Il vignaiuolo diceva: ha brutta cera,
poi: perde, perde, una volta aveva gridato.

Per quante stagioni gli occhi hanno accarezzato
lep doghe spesse ed il cerchio stretto,
lì, diritto e largo come una colonna
nella tinaia.

Di nascosto un giorno ha incominciato
a lasciarsi ammuffire. Spillato il vino,
estratta la vinaccia, ha sentito la sua schiena
dolcemente disfarsi... vecchio tino,
ho rappreso il tuo segreto di rassegnato
nella tinaia.»

Le sue opere
  • Primo dono, tip. Balzaretti, Milano, 1925.
  • Al piccolo Giulio, 1929.
  • La Dzouére entzarmaie, ed.
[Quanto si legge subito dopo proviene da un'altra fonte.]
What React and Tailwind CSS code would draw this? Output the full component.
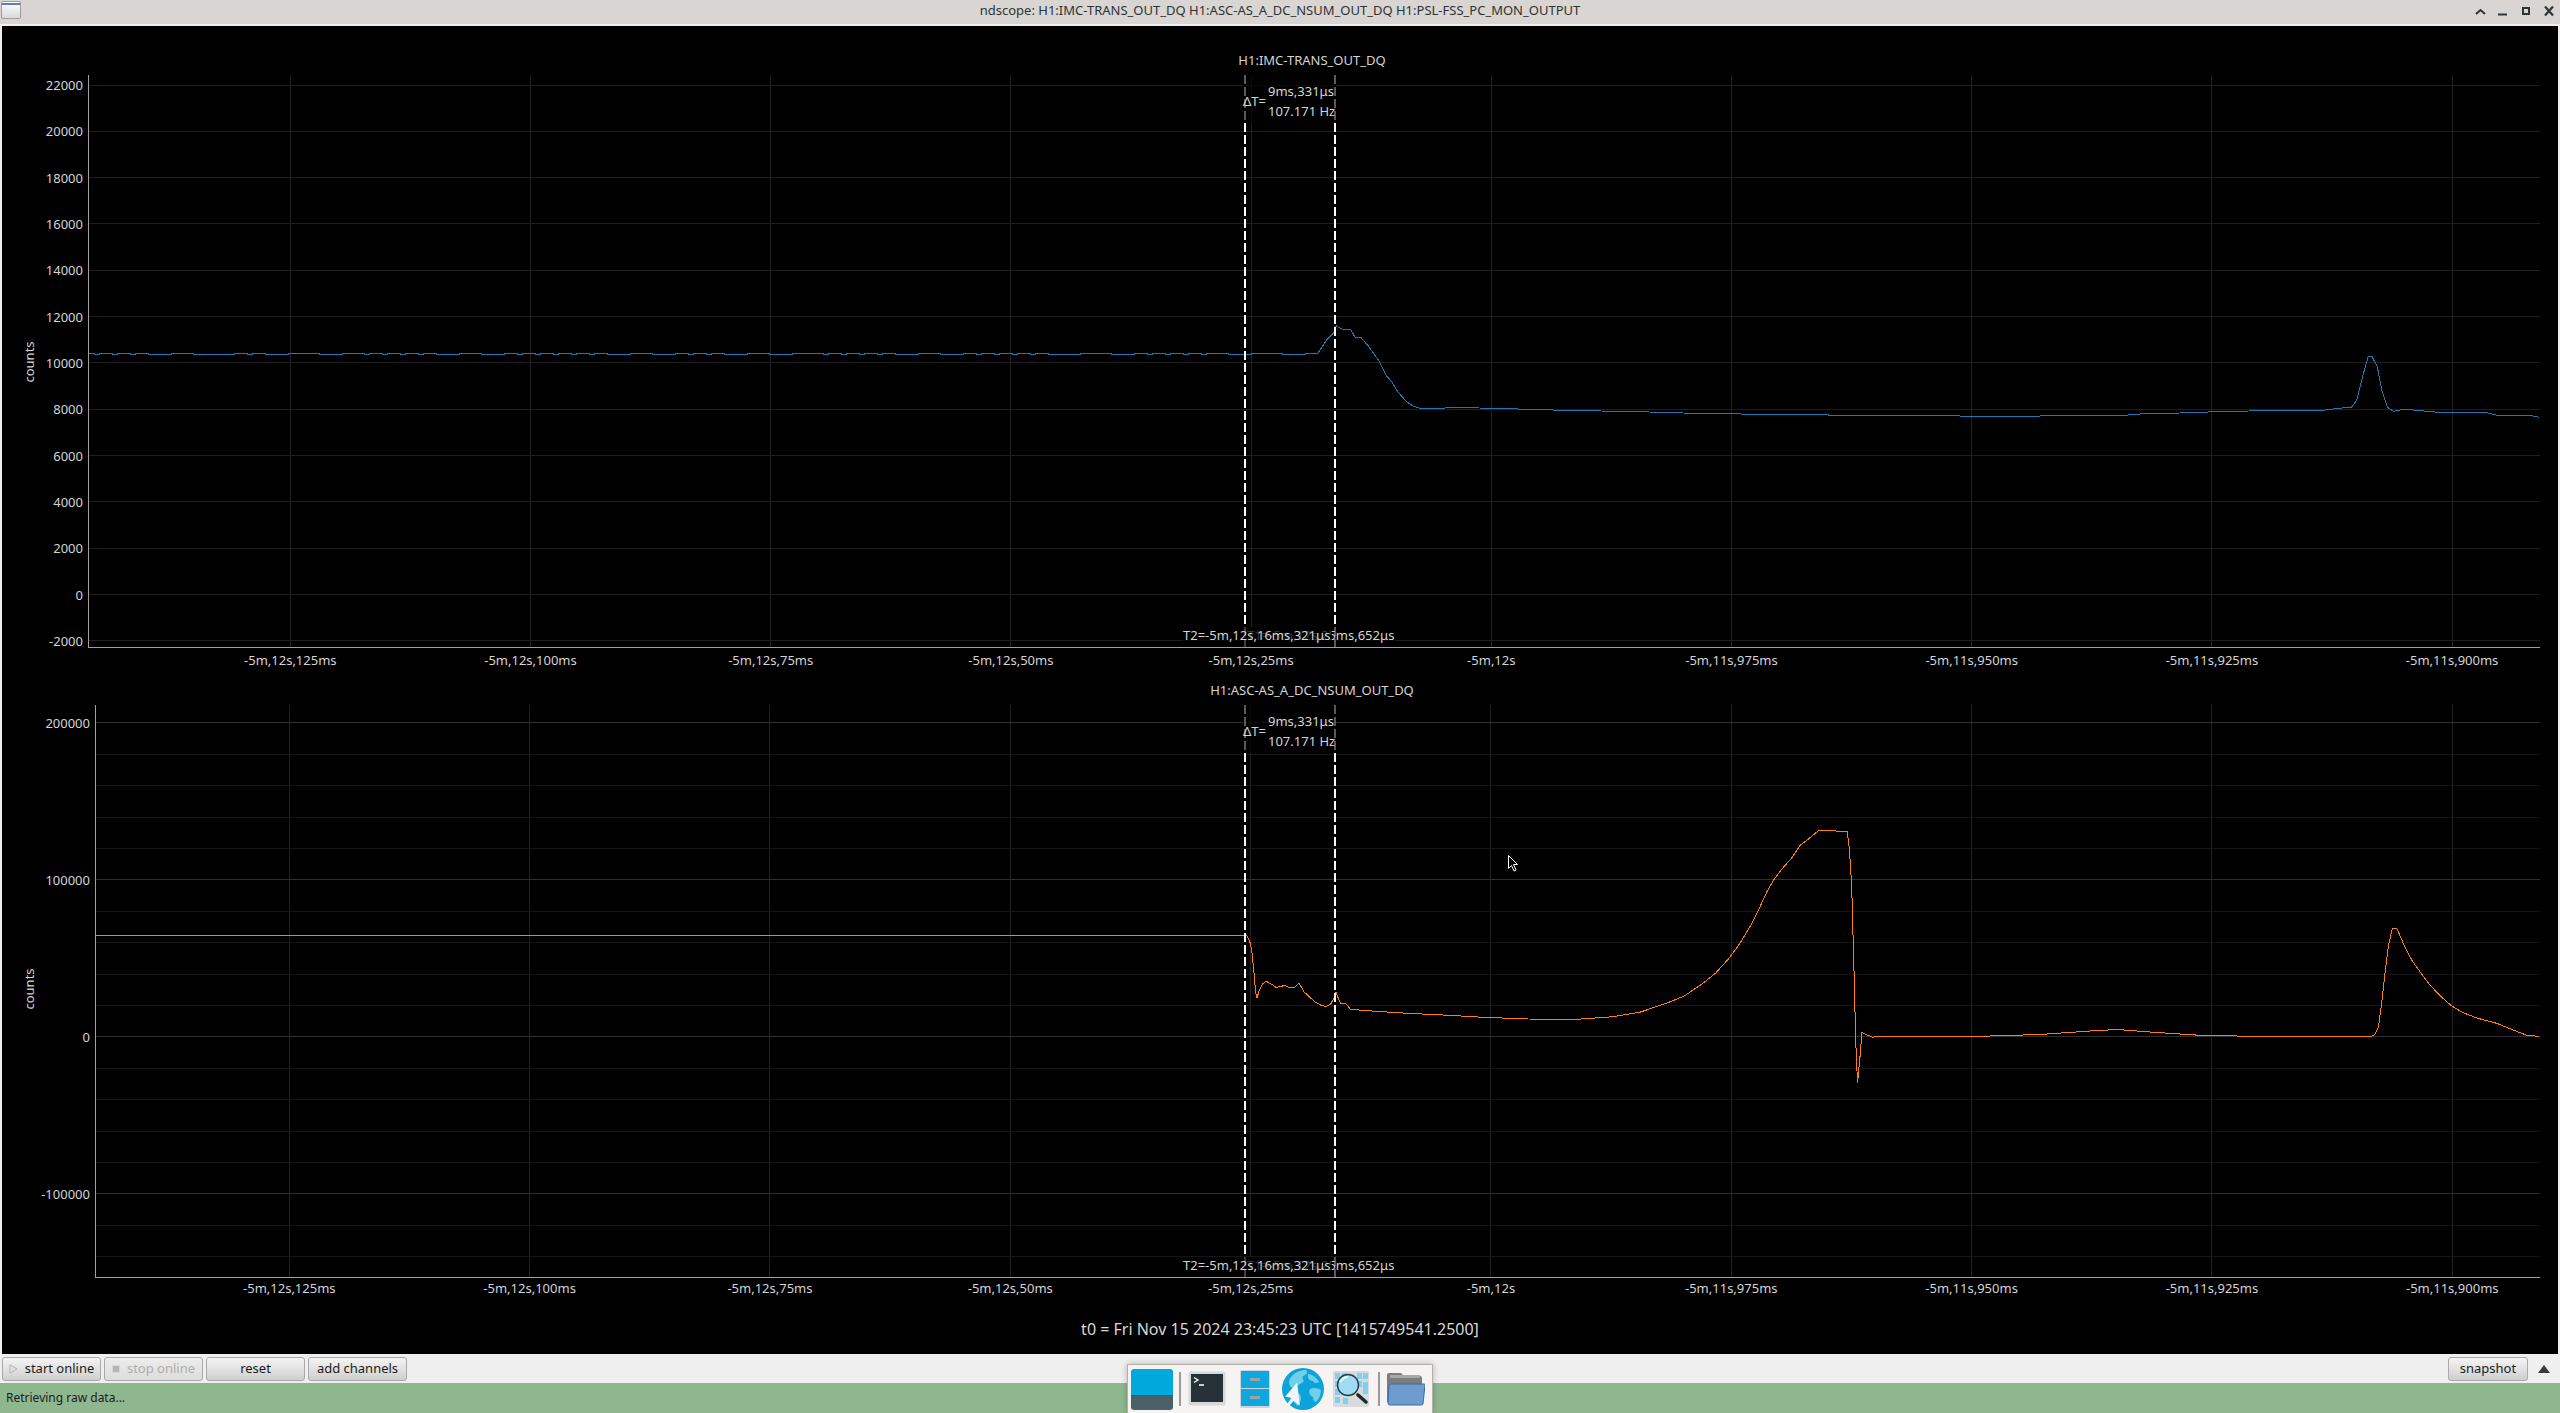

Convivio letterario, Milano, 1935.
  • Se vuoi ti guido io, Itla, Aosta, 1957.
  • Meison de berrio, meison de glliese, Il nuovo cracas, Roma, 1964.
  • Collaborazioni a numerose riviste, di cui:
  • Il convivio letterario - Milano.
  • Il lavoro - Genova.
  • Le mont blanc - Aosta.
  • Lo partisan - Aosta.
  • Ij brandë - Torino.
  • Armanach Piemontèis - Torino.
  • Le flambeau - Aosta.
  • El tòr - Roma.
  • L'appollo buongustaio - Roma.
  • Fiore della poesia dialettale - Roma.
  • Arc, periodico delle regioni dell'arco alpino - Udine.
(FRP)

«Condzà
Devan que de quetté 'n altro cou lo paì
on tzertze de leichéan bagga que valèie,
më on a lo coeur que tremble de partì.

De seison son passaie, et lavèntze et éboulì
se mécllion a la toula: se la treucca l'è forta
sen passé lo gateuil et per pa son arbri.

Et cru come de larme que chorton sensa crì,
todzor en aveitzen l'arëta di rouëse,
l'arbro baille sa pèdze et l'ommo son espri.»

(IT)

«Congedo
Prima di abbandonare un'altra volta il paese
si cerca di lasciare una cosa che valga,
ma si ha il cuore così pieno che trema di partire.

Delle stagioni sono trascorse e valanghe e frane
si mescolano alla zolla: se il ceppo è forte,
sente passare il solletico e non perde il suo riparo.

E con la crudezza delle lacrime che escono senza grido,
sempre guardando il profilarsi dei ghiacciai,
l'albero dà la sua resina e l'uomo l'animo suo.»